Smart Cities and a Borderless World: What If Maps Revealed Infrastructure, Not Borders?

Line/Shape/Space |

By Taz Loomans

When Parag Khanna’s mother was eight months pregnant, she signed a slew of waivers to be allowed on an airplane. It turned out to be the most turbulent flight of her life, and Khanna was almost born high above the man-made borders that define the modern world.

So by coincidence or destiny, it’s fitting that Khanna grew up to be a post-border global citizen and thought leader. In the TED speaker and CNN Global Contributor’s new book, Connectography, he asks: What would it be like to live in a borderless world? He posits that through the lens of infrastructure—transportation, energy, water, sanitation, and communication—our world is increasingly connected and political borders matter less and less. “We’ve never lived in a world of solid, equal, sovereign states,” he says. “That’s always been a fiction.”

The Personal Is Political. It’s remarkable how Khanna’s personal journey reflects his theory of connectivity. “I’ve been traveling since I was born,” he says. “We spent a lot of time traveling to other countries, and then I made a career out of it.”

Khanna was born in India, grew up in Abu Dhabi and Dubai, then spent eight years in New York and completed high school as an exchange student in Germany. After graduating from Georgetown, he lived in New York and Geneva, where he worked for the World Economic Forum before earning his PhD at the London School of Economics. Khanna and his family now live in Singapore.
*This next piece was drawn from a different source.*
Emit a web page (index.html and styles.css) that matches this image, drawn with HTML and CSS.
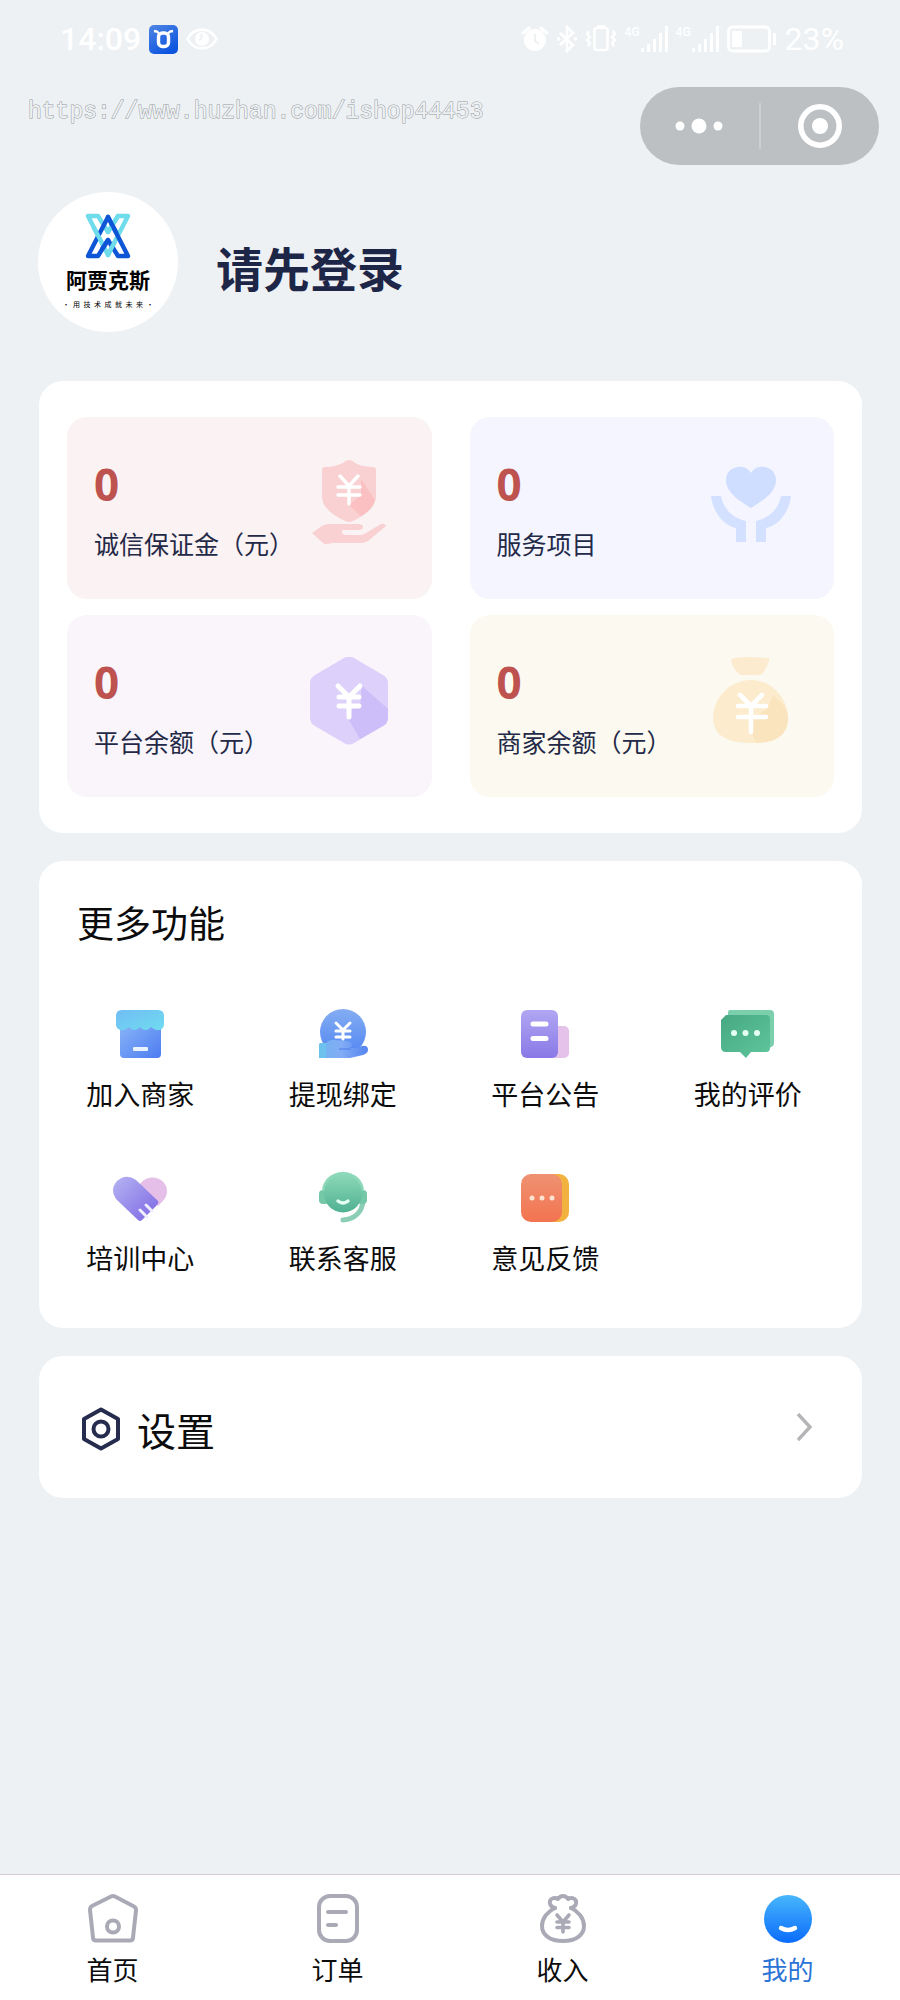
FILE: index.html
```
<!DOCTYPE html>
<html lang="zh-CN">
  <head>
    <meta charset="UTF-8" />
    <meta name="viewport" content="width=device-width, initial-scale=1.0" />
    <title>我的</title>
    <link rel="stylesheet" href="styles.css">
  </head>
  <body>
    <!-- 状态栏 -->
    <div class="status-bar">
      <div class="status-left">
        <span class="clock">14:09</span>
        <svg class="app-badge" width="29" height="29" viewBox="0 0 29 29">
          <defs>
            <linearGradient id="gBadge" x1="0" y1="0" x2="0.6" y2="1">
              <stop offset="0" stop-color="#4f86e4" />
              <stop offset="1" stop-color="#0d55e0" />
            </linearGradient>
          </defs>
          <rect width="29" height="29" rx="5" fill="url(#gBadge)" />
          <path d="M5 6l3 .5 2 2M24 6l-3 .5-2 2" stroke="#fff" stroke-width="2.4" fill="none" />
          <rect x="9.500" y="8" width="10" height="13.500" rx="4" stroke="#fff" stroke-width="3.400" fill="none" />
        </svg>
        <svg width="32" height="22" viewBox="0 0 32 22">
          <path d="M1.500 11C8-1.500 24-1.500 30.500 11 24 23.500 8 23.500 1.500 11z" fill="none" stroke="#fff" stroke-width="2.600" />
          <circle cx="16" cy="11" r="7" fill="#fff" />
          <path d="M15 6a4 4 0 0 1-2 6" stroke="#edf1f4" stroke-width="2" fill="none" />
        </svg>
      </div>
      <div class="status-right">
        <svg width="28" height="28" viewBox="0 0 28 28">
          <circle cx="14" cy="15" r="11" fill="#fff" />
          <path d="M2 8l6-5M26 8l-6-5" stroke="#fff" stroke-width="3" stroke-linecap="round" />
          <path d="M14 9v7l4 3" stroke="#edf1f4" stroke-width="2" fill="none" />
        </svg>
        <svg width="20" height="28" viewBox="0 0 20 28">
          <path d="M3 8l13 12-6 6V2l6 6L3 20" fill="none" stroke="#fff" stroke-width="2.600" />
          <path d="M0 14h3M17 14h3" stroke="#fff" stroke-width="3" />
        </svg>
        <svg width="32" height="28" viewBox="0 0 32 28">
          <rect x="9.500" y="3" width="13" height="22" rx="2" fill="none" stroke="#fff" stroke-width="2.600" />
          <path d="M12 1.500h8M4 6l-2 3 3 3-3 3 3 3-2 3M28 6l2 3-3 3 3 3-3 3 2 3" fill="none" stroke="#fff" stroke-width="2.400" />
        </svg>
        <span class="signal"><small>4G</small>
          <svg width="28" height="26" viewBox="0 0 28 26">
            <path d="M2.500 26v-4M8.500 26v-8M14.500 26V13M20.500 26V7M26.500 26V0" stroke="#fff" stroke-width="3" />
          </svg>
        </span>
        <span class="signal"><small>4G</small>
          <svg width="28" height="26" viewBox="0 0 28 26">
            <path d="M2.500 26v-4M8.500 26v-8M14.500 26V13M20.500 26V7M26.500 26V0" stroke="#fff" stroke-width="3" />
          </svg>
        </span>
        <svg class="battery" width="50" height="28" viewBox="0 0 50 28">
          <rect x="1.500" y="2" width="41" height="24" rx="4" fill="none" stroke="#fff" stroke-width="2.800" />
          <rect x="5" y="6" width="10" height="16" rx="1" fill="#fff" />
          <path d="M47.500 8v12" stroke="#fff" stroke-width="3" />
        </svg>
        <span class="percent">23%</span>
      </div>
    </div>

    <!-- 小程序导航 -->
    <div class="nav-row">
      <span class="site-url">https://www.huzhan.com/ishop44453</span>
      <div class="capsule">
        <button type="button" aria-label="更多">
          <svg width="48" height="46" viewBox="0 0 48 46">
            <circle cx="5" cy="23" r="4.500" />
            <circle cx="24" cy="23" r="7.500" />
            <circle cx="43" cy="23" r="4.500" />
          </svg>
        </button>
        <button type="button" aria-label="关闭">
          <svg width="46" height="46" viewBox="0 0 46 46">
            <circle cx="23" cy="23" r="19.200" fill="none" stroke="#fff" stroke-width="5.600" />
            <circle cx="23" cy="23" r="8" />
          </svg>
        </button>
      </div>
    </div>

    <header class="profile">
      <div class="avatar">
        <svg width="46" height="46" viewBox="0 0 46 46" fill="none" stroke-width="4.400" stroke-linejoin="round" stroke-linecap="round">
          <path d="M23 42L3 3h10l10 16L33 3h10L23 42" stroke="#6fdcec" />
          <path d="M23 4l20 39H33L23 27 13 43H3L23 4" stroke="#0f56d6" />
          <path d="M23 19L33 3M9 15l8 15M29 30l-6 12" stroke="#6fdcec" />
          <path d="M23 4l8 15M23 27l-6 9" stroke="#0f56d6" />
        </svg>
        <b>阿贾克斯</b>
        <small>·&ensp;用&ensp;技&ensp;术&ensp;成&ensp;就&ensp;未&ensp;来&ensp;·</small>
      </div>
      <h1>请先登录</h1>
    </header>

    <main class="container">
      <!-- 账户数据 -->
      <section class="card stats">
        <div class="stat stat-red">
          <div>
            <strong>0</strong>
            <p>诚信保证金（元）</p>
          </div>
          <svg width="90" height="88" viewBox="0 0 90 88">
            <path d="M45 1q3 0 6 3 8 4 18 4 3 0 3 3v26c0 13-13 20-23 25q-4 2-8 0C31 57 18 50 18 37V11q0-3 3-3 10 0 18-4 3-3 6-3z" fill="#f9d1d2" />
            <path d="M57 20l14 21c-2 6-7 12-14 16L45 46l12-10z" fill="#fbc0c1" />
            <path d="M36 17l9 10 9-10M45 27v18M34 28h22M34 36h22" fill="none" stroke="#fff" stroke-width="3.400" stroke-linecap="round" />
            <path d="M8 74l10-7q3-2 7-2h29q5 0 5 3t-5 3H40q-3 0-2 3 1 2 4 2h14q3 0 6-2l15-9q4-1 5 2L64 82q-3 2-7 2H30q-4 0-6 1-3 1-6-2z" fill="#f9d1d2" />
          </svg>
        </div>
        <div class="stat stat-blue">
          <div>
            <strong>0</strong>
            <p>服务项目</p>
          </div>
          <svg width="90" height="88" viewBox="0 0 90 88">
            <path d="M45 49C34 42 20 34 20 21c0-14 19-18 25-7 6-11 25-7 25 7 0 13-14 21-25 28z" fill="#cfddff" />
            <path d="M5 37h10c2 12 11 22 25 25v21H30V69C16 66 7 52 5 37zM85 37H75C73 49 64 59 50 62v21h10V69c14-3 23-17 25-32z" fill="#d3e0ff" />
          </svg>
        </div>
        <div class="stat stat-purple">
          <div>
            <strong>0</strong>
            <p>平台余额（元）</p>
          </div>
          <svg width="90" height="88" viewBox="0 0 90 88">
            <path d="M40 1q5-3 10 0l29 17q5 3 5 8v35q0 5-5 8L50 86q-5 3-10 0L11 69q-5-3-5-8V26q0-5 5-8z" fill="#ddd0fa" />
            <path d="M58 29l26 23v9q0 5-5 8L56 82 45 63V52l11-1z" fill="#cdbdf8" />
            <path d="M34 29l11 11 11-11M45 40v20M35 40h20M35 49h20" fill="none" stroke="#fff" stroke-width="5" stroke-linecap="round" />
          </svg>
        </div>
        <div class="stat stat-yellow">
          <div>
            <strong>0</strong>
            <p>商家余额（元）</p>
          </div>
          <svg width="90" height="88" viewBox="0 0 90 88">
            <path d="M28 1q16-2 33 0 3 0 2 3-2 6-6 12-1 2-4 2H36q-3 0-4-2-5-5-7-12 0-3 3-3z" fill="#fdebd0" />
            <path d="M45 23c22 0 37 20 37 38 0 17-13 25-37 25S7 78 7 61c0-18 15-38 38-38z" fill="#fcebcc" />
            <path d="M67 39c9 5 14 13 15 22 0 17-12 25-32 25l-5-12V62l16-10z" fill="#fae4bd" />
            <path d="M34 38l11 11 11-11M45 49v26M32 49h28M32 60h28" fill="none" stroke="#fff" stroke-width="4.600" stroke-linecap="round" />
          </svg>
        </div>
      </section>

      <!-- 功能入口 -->
      <section class="card features">
        <h2>更多功能</h2>
        <nav class="feature-grid">
          <a href="#">
            <svg width="56" height="56" viewBox="0 0 56 56">
              <defs>
                <linearGradient id="gShop" x1="0" y1="0" x2="1" y2="1">
                  <stop offset="0" stop-color="#8bb6f6" />
                  <stop offset="1" stop-color="#4c7cf2" />
                </linearGradient>
                <linearGradient id="gRoof" x1="0" y1="0" x2="1" y2="1">
                  <stop offset="0" stop-color="#70bdf4" />
                  <stop offset="1" stop-color="#70dcf0" />
                </linearGradient>
              </defs>
              <path d="M8 16h41v32q0 4-4 4H12q-4 0-4-4z" fill="url(#gShop)" />
              <path d="M10 4h36q6 0 6 6v8c0 7-8 8-13 3-3 4-8 4-11 0-3 4-8 4-11 0-5 5-13 4-13-3v-8q0-6 6-6z" fill="url(#gRoof)" />
              <rect x="21" y="41" width="15" height="4" rx="1" fill="#e8f3ff" />
            </svg>
            <span>加入商家</span>
          </a>
          <a href="#">
            <svg width="56" height="56" viewBox="0 0 56 56">
              <defs>
                <linearGradient id="gCoin" x1="0" y1="0" x2="0" y2="1">
                  <stop offset="0" stop-color="#84adf2" />
                  <stop offset="1" stop-color="#5286f2" />
                </linearGradient>
                <linearGradient id="gPalm" x1="0" y1="0" x2="1" y2="0">
                  <stop offset="0" stop-color="#72b3ef" />
                  <stop offset="0.45" stop-color="#82acf5" />
                  <stop offset="1" stop-color="#5585f0" />
                </linearGradient>
              </defs>
              <circle cx="28" cy="26" r="23" fill="url(#gCoin)" />
              <path d="M4 39q0-2 2-2h5q4-4 9-3l13 1q4 1 4 4 0 2-3 3h8l5-2q6-1 6 4 0 3-5 5l-13 3H4z" fill="url(#gPalm)" />
              <path d="M4 39q0-2 2-2h5v15H4z" fill="#6cc2ec" />
              <path d="M24 43h12" stroke="#4c7ce8" stroke-width="1" />
              <path d="M21 17l7 7 7-7M28 24v9M21 25h14M21 31h14" fill="none" stroke="#fff" stroke-width="3" stroke-linecap="round" />
            </svg>
            <span>提现绑定</span>
          </a>
          <a href="#">
            <svg width="56" height="56" viewBox="0 0 56 56">
              <defs>
                <linearGradient id="gNotice" x1="0" y1="0" x2="0" y2="1">
                  <stop offset="0" stop-color="#b0a7f3" />
                  <stop offset="1" stop-color="#8978e6" />
                </linearGradient>
              </defs>
              <rect x="28" y="20" width="24" height="32" rx="5" fill="#e5c2ea" />
              <rect x="4" y="4" width="37" height="48" rx="6" fill="url(#gNotice)" />
              <path d="M16 18h13M16 32.500h13" stroke="#fff" stroke-width="5" stroke-linecap="round" />
            </svg>
            <span>平台公告</span>
          </a>
          <a href="#">
            <svg width="56" height="56" viewBox="0 0 56 56">
              <defs>
                <linearGradient id="gChat" x1="0" y1="0" x2="1" y2="1">
                  <stop offset="0" stop-color="#46a882" />
                  <stop offset="1" stop-color="#5fc69c" />
                </linearGradient>
              </defs>
              <path d="M10 4h40q4 0 4 4v29q0 3-3 4l-7 5H8V7q0-3 2-3z" fill="#7ccfad" />
              <path d="M6 9h40q4 0 4 4v29q0 4-4 4H31l-5 6-6-6H6q-5 0-5-5V14z" fill="url(#gChat)" />
              <g fill="#e4fff4">
                <circle cx="14" cy="27" r="3" />
                <circle cx="25.500" cy="27" r="3" />
                <circle cx="37" cy="27" r="3" />
              </g>
            </svg>
            <span>我的评价</span>
          </a>
          <a href="#">
            <svg width="56" height="56" viewBox="0 0 56 56">
              <defs>
                <linearGradient id="gHeart" x1="0" y1="0" x2="1" y2="1">
                  <stop offset="0" stop-color="#b6b4f3" />
                  <stop offset="1" stop-color="#7c66e2" />
                </linearGradient>
              </defs>
              <path d="M28 14C37 2 55 8 55 21q0 6-5 11l-4 4-22-18z" fill="#e5bfe8" />
              <path d="M5 11Q14 3 24 10l22 21q1 2-1 4L30 50q-2 2-4 0L5 30Q-3 20 5 11z" fill="url(#gHeart)" />
              <path d="M28 40l7 7M34 35l6 6" stroke="#f0edff" stroke-width="3" stroke-linecap="round" />
            </svg>
            <span>培训中心</span>
          </a>
          <a href="#">
            <svg width="56" height="56" viewBox="0 0 56 56">
              <defs>
                <linearGradient id="gService" x1="0" y1="0" x2="0" y2="1">
                  <stop offset="0" stop-color="#8cd8b8" />
                  <stop offset="1" stop-color="#4fb192" />
                </linearGradient>
              </defs>
              <path d="M48 31c-1 11-8 18-20 19" fill="none" stroke="#8bceb5" stroke-width="5" stroke-linecap="round" />
              <rect x="4" y="20" width="10" height="14" rx="4" fill="#74c8a8" />
              <rect x="42" y="20" width="10" height="14" rx="4" fill="#74c8a8" />
              <path d="M7 21a21 19 0 0 1 42 0z" fill="#8cd8b8" />
              <circle cx="28" cy="23.500" r="19" fill="url(#gService)" />
              <path d="M23 31q5 4 10 0" fill="none" stroke="#e6fff5" stroke-width="3.400" stroke-linecap="round" />
            </svg>
            <span>联系客服</span>
          </a>
          <a href="#">
            <svg width="56" height="56" viewBox="0 0 56 56">
              <defs>
                <linearGradient id="gFeedback" x1="0" y1="0" x2="0" y2="1">
                  <stop offset="0" stop-color="#ef9272" />
                  <stop offset="1" stop-color="#f37350" />
                </linearGradient>
              </defs>
              <rect x="12" y="4" width="40" height="48" rx="10" fill="#f2b23f" />
              <rect x="4" y="4" width="41" height="48" rx="10" fill="url(#gFeedback)" />
              <g fill="#ffe2d2">
                <circle cx="15" cy="28" r="2.500" />
                <circle cx="25" cy="28" r="2.500" />
                <circle cx="35" cy="28" r="2.500" />
              </g>
            </svg>
            <span>意见反馈</span>
          </a>
        </nav>
      </section>

      <a href="#" class="card settings">
        <svg width="40" height="46" viewBox="0 0 40 46" fill="none" stroke="#252c4d" stroke-width="4" stroke-linejoin="round">
          <path d="M20 3.500l17 9.500v20L20 42.500 3 33V13z" />
          <circle cx="20" cy="23" r="7.500" />
        </svg>
        <span>设置</span>
        <svg class="arrow" width="20" height="32" viewBox="0 0 20 32">
          <path d="M4 1l12 13L4 27" fill="none" stroke="#b5b5b8" stroke-width="3.400" />
        </svg>
      </a>
    </main>

    <!-- 底部导航 -->
    <nav class="tab-bar">
      <a href="#">
        <svg width="52" height="52" viewBox="0 0 52 52" fill="none" stroke="#a9aab6" stroke-width="4" stroke-linejoin="round">
          <path d="M24 4.500q2-1 4 0l19 10q2 1 2 4l-3 27q0 3-3 3H9q-3 0-3-3L3 18q0-3 2-4z" />
          <circle cx="26" cy="34.500" r="6" />
        </svg>
        <span>首页</span>
      </a>
      <a href="#">
        <svg width="52" height="52" viewBox="0 0 52 52" fill="none" stroke="#a9aab6" stroke-width="4" stroke-linecap="round">
          <rect x="7" y="4" width="38" height="45" rx="11" />
          <path d="M16 20h18M16 33h8" />
        </svg>
        <span>订单</span>
      </a>
      <a href="#">
        <svg width="52" height="52" viewBox="0 0 52 52" fill="none" stroke="#a9aab6" stroke-width="4" stroke-linejoin="round" stroke-linecap="round">
          <path d="M18 16c-7 3-13 10-13 18 0 9 8 15 21 15s21-6 21-15c0-8-6-15-13-18" />
          <path d="M18 16c-4-1-6-4-5-7s5-4 8-2q2-3 5-3t5 3c3-2 7-1 8 2s-1 6-5 7" />
          <path d="M20 23l6 7 6-7M26 30v10M20 30h12M20 35.500h12" stroke-width="3.600" />
        </svg>
        <span>收入</span>
      </a>
      <a href="#" class="active">
        <svg width="52" height="52" viewBox="0 0 52 52">
          <defs>
            <linearGradient id="gMine" x1="0" y1="0" x2="0" y2="1">
              <stop offset="0" stop-color="#48b6fc" />
              <stop offset="1" stop-color="#0a6cfb" />
            </linearGradient>
          </defs>
          <circle cx="26" cy="27" r="24" fill="url(#gMine)" />
          <path d="M19 36q7 4 14 0" fill="none" stroke="#fff" stroke-width="4.400" stroke-linecap="round" />
        </svg>
        <span>我的</span>
      </a>
    </nav>
  </body>
</html>
```
FILE: styles.css
```
* {
  box-sizing: border-box;
}

body {
  font-family: "Noto Sans CJK SC", sans-serif;
  background-color: #edf1f4;
  color: #0c0c0c;
  margin: 0;
  min-height: 100vh;
  display: flex;
  flex-direction: column;
}

svg {
  display: block;
  flex-shrink: 0;
}

a {
  color: inherit;
  text-decoration: none;
}

h1,
h2,
p {
  margin: 0;
}

.status-bar {
  display: flex;
  justify-content: space-between;
  align-items: center;
  height: 78px;
  padding: 0 56px 0 60px;
  color: white;
  font-family: Roboto, sans-serif;
  font-size: 32px;
  font-weight: 500;
}

.status-left,
.status-right {
  display: flex;
  align-items: center;
  gap: 8px;
}

.percent {
  font-weight: 400;
}

.signal {
  display: flex;
  align-items: flex-start;
}

.signal small {
  font-size: 12px;
  line-height: 12px;
}

.nav-row {
  display: flex;
  justify-content: space-between;
  align-items: flex-start;
  padding: 9px 21px 0 28px;
}

.site-url {
  font-family: "Liberation Mono", monospace;
  font-size: 23px;
  line-height: 50px;
  color: #edf1f4;
  -webkit-text-stroke: 1px #96999b;
  paint-order: stroke fill;
}

.capsule {
  display: flex;
  align-items: center;
  width: 239px;
  height: 78px;
  border-radius: 39px;
  background-color: #bcc0c3;
}

.capsule button {
  flex: 1;
  display: flex;
  justify-content: center;
  padding: 0;
  border: none;
  background: none;
  fill: white;
  cursor: pointer;
}

.capsule button + button {
  border-left: 2px solid #cdd0d2;
}

.profile {
  display: flex;
  align-items: center;
  gap: 38px;
  padding: 27px 38px 49px;
}

.profile h1 {
  font-size: 47px;
  line-height: 60px;
  padding-top: 10px;
  color: #1e2647;
}

.avatar {
  display: flex;
  flex-direction: column;
  align-items: center;
  width: 140px;
  height: 140px;
  padding-top: 21px;
  border-radius: 50%;
  background-color: white;
  color: black;
}

.avatar b {
  font-size: 21px;
  line-height: 28px;
  margin-top: 6px;
}

.avatar small {
  font-size: 7px;
  line-height: 12px;
  margin-top: 5px;
  white-space: nowrap;
}

.container {
  display: flex;
  flex-direction: column;
  gap: 28px;
  padding: 0 38px 28px 39px;
}

.card {
  background-color: white;
  border-radius: 24px;
}

.stats {
  display: grid;
  grid-template-columns: 1fr 1fr;
  gap: 16px 38px;
  padding: 36px 28px;
}

.stat {
  display: flex;
  justify-content: space-between;
  align-items: flex-start;
  padding: 42px 38px 38px 27px;
  border-radius: 20px;
  color: #232947;
}

.stat strong {
  display: block;
  font-family: "Noto Sans", sans-serif;
  font-size: 44px;
  line-height: 50px;
  color: #bd524f;
}

.stat p {
  font-size: 25px;
  line-height: 36px;
  margin-top: 16px;
  white-space: nowrap;
}

.stat-red {
  background-color: #fbf2f3;
}

.stat-blue {
  background-color: #f4f5ff;
}

.stat-purple {
  background-color: #f9f5fb;
}

.stat-yellow {
  background-color: #fbf9f0;
}

.features {
  padding: 37px 13px 52px 0;
}

.features h2 {
  font-size: 37px;
  font-weight: 400;
  line-height: 48px;
  padding-left: 38px;
  margin-bottom: 60px;
}

.feature-grid {
  display: grid;
  grid-template-columns: repeat(4, 1fr);
  row-gap: 58px;
}

.feature-grid a {
  display: flex;
  flex-direction: column;
  align-items: center;
  gap: 14px;
  font-size: 27px;
  line-height: 36px;
}

.settings {
  display: flex;
  align-items: center;
  gap: 16px;
  padding: 45px 48px 41px 42px;
  font-size: 39px;
  line-height: 56px;
}

.arrow {
  margin-left: auto;
}

.tab-bar {
  display: flex;
  margin-top: auto;
  padding: 17px 0 13px;
  border-top: 1px solid #d3cdd1;
  background-color: white;
}

.tab-bar a {
  flex: 1;
  display: flex;
  flex-direction: column;
  align-items: center;
  gap: 7px;
  font-size: 26px;
  line-height: 36px;
}

.tab-bar .active {
  color: #2b73d6;
}
```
With such an international life, it’s easy to understand why he sees a world empowered by infrastructure and supply chains, not borders.

“When I was traveling in Central Asia, where practically every country ends with a ‘stan,’ I started to notice that the instrument of power wasn’t the tank or the aircraft carrier, but the roads, the railways, and the construction crews,” he says.

Today, most people see the world with distinct countries drawn on a map and clear borders between them. But Khanna points out that, “If you saw maps that only show infrastructure rather than borders, you wouldn’t think borders are more important than infrastructure. In fact, infrastructures are way more important than borders. Infrastructure connects people, resources, goods, ideas, finance, and capital.

“For example,” Khanna continues, “you can look at the volume of trade and capital and the number of migrants crossing borders. You can look at the number of business travelers, flows of technologies, and the way natural resources can move from one point of the world to any other point. Every conceivable data point—without any exception at all—in every single category of human existence, connectivity is accelerating and is far greater now than in any other point in history.”

Politicians With Borders. Despite this movement toward disappearing borders, xenophobic and protectionist politics persist, such as with Republican presidential front-runner Donald Trump calling for a wall on the U.S.–Mexico border.

“Mexico must pay for the wall,” Trump said, “and, until they do, the United States will, among other things: impound all remittance payments derived from illegal wages, increase fees on all temporary visas issued to Mexican CEOs and diplomats, increase fees on all border crossing cards of which we issue about one million to Mexican nationals each year, increase fees on all NAFTA worker visas from Mexico, and increase fees at ports of entry to the United States from Mexico.”

But Khanna isn’t worried about the rhetoric of conservative politicians. “I’m not really all that concerned that Donald Trump wants to put up a wall on the U.S.–Mexico border,” he says. “We obsess a lot about conservative politics, but if such people ever come to power, the realities of interdependence often temper their harsh positions.”

The reality, Khanna says, is an increased flow between countries, not a restricted flow. Despite alarmist politics, the world is still trending toward radical connectivity. For example, people look at Europe and think that it is tightening its borders due to security and economic concerns. But Khanna points out that, “Never, in the history of Europe, have more people entered Europe in one year than they have in 2015. We should look at what people do, not just what they say.”

Politicians like Trump claim immigrants are hurting their country’s economy, but Khanna disagrees: “America needs immigrants as entrepreneurs; it needs immigrants to pick cotton and almonds, to take care of the elderly, to be bus drivers and doctors. And Europe needs more immigrants than America does.”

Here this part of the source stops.